## Begin PROVIDED DATA

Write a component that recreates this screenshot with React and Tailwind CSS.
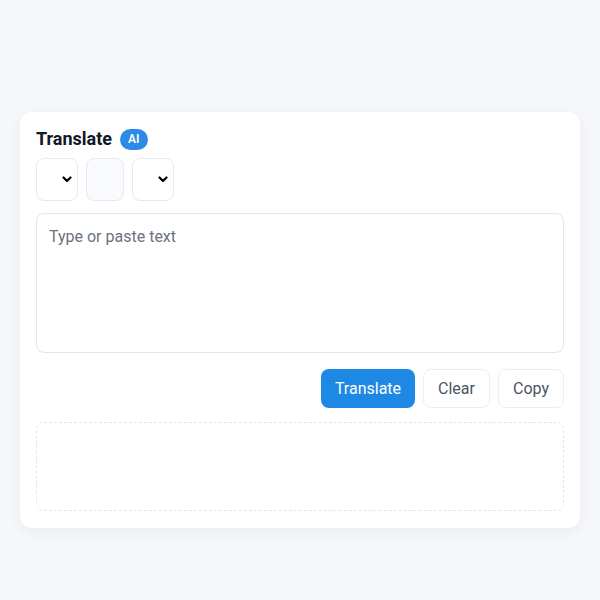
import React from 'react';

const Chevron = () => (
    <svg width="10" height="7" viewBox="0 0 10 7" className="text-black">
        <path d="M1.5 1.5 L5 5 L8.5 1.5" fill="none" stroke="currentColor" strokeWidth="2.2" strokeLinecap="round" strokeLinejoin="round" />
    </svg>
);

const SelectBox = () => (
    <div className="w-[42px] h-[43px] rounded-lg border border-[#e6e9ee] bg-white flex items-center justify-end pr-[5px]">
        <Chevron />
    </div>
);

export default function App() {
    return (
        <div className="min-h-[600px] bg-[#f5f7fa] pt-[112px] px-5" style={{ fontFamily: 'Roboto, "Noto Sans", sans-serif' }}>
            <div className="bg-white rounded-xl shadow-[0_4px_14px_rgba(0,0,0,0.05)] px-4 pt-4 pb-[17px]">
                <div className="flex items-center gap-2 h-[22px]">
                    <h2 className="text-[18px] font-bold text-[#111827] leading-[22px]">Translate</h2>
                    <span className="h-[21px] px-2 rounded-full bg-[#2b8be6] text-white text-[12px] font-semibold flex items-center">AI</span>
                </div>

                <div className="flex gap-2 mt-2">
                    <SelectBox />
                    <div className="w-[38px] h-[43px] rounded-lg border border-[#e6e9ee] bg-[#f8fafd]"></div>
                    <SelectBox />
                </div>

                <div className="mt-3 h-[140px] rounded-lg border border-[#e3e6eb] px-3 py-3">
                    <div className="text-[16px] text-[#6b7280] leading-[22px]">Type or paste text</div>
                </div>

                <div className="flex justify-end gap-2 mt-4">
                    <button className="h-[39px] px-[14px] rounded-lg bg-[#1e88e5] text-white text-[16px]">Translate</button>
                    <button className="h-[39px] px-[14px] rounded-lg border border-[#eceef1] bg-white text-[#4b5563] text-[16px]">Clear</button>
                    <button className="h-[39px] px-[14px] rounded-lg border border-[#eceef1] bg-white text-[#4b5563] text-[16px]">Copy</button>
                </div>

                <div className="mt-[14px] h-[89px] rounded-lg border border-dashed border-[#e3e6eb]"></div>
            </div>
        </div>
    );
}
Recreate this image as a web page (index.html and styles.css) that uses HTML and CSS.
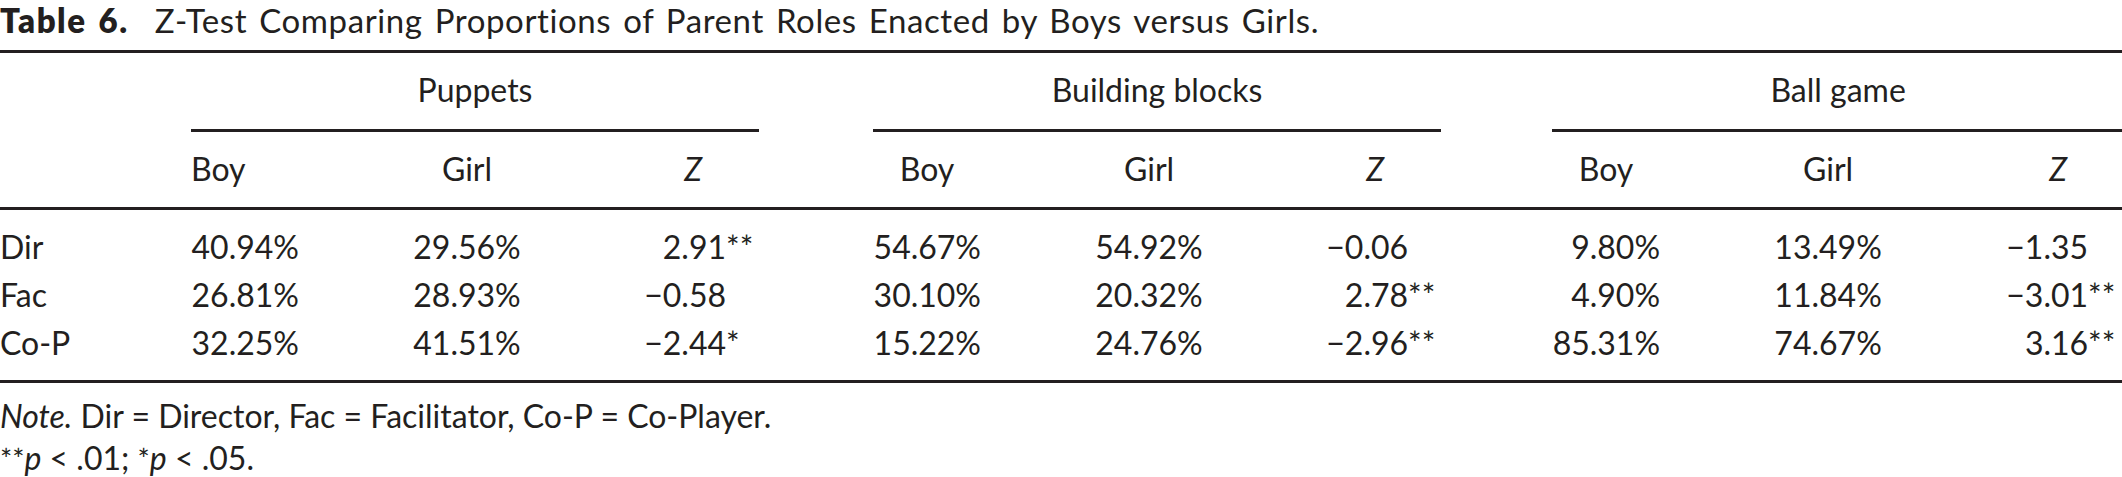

## End PROVIDED DATA

=== TASK INSTRUCTIONS ===
Reproduce the material above from its first line through the line containing "import React from 'react';", both ends included, and skip every picture.

=== THE RESPONSE ===
Write a component that recreates this screenshot with React and Tailwind CSS.
import React from 'react';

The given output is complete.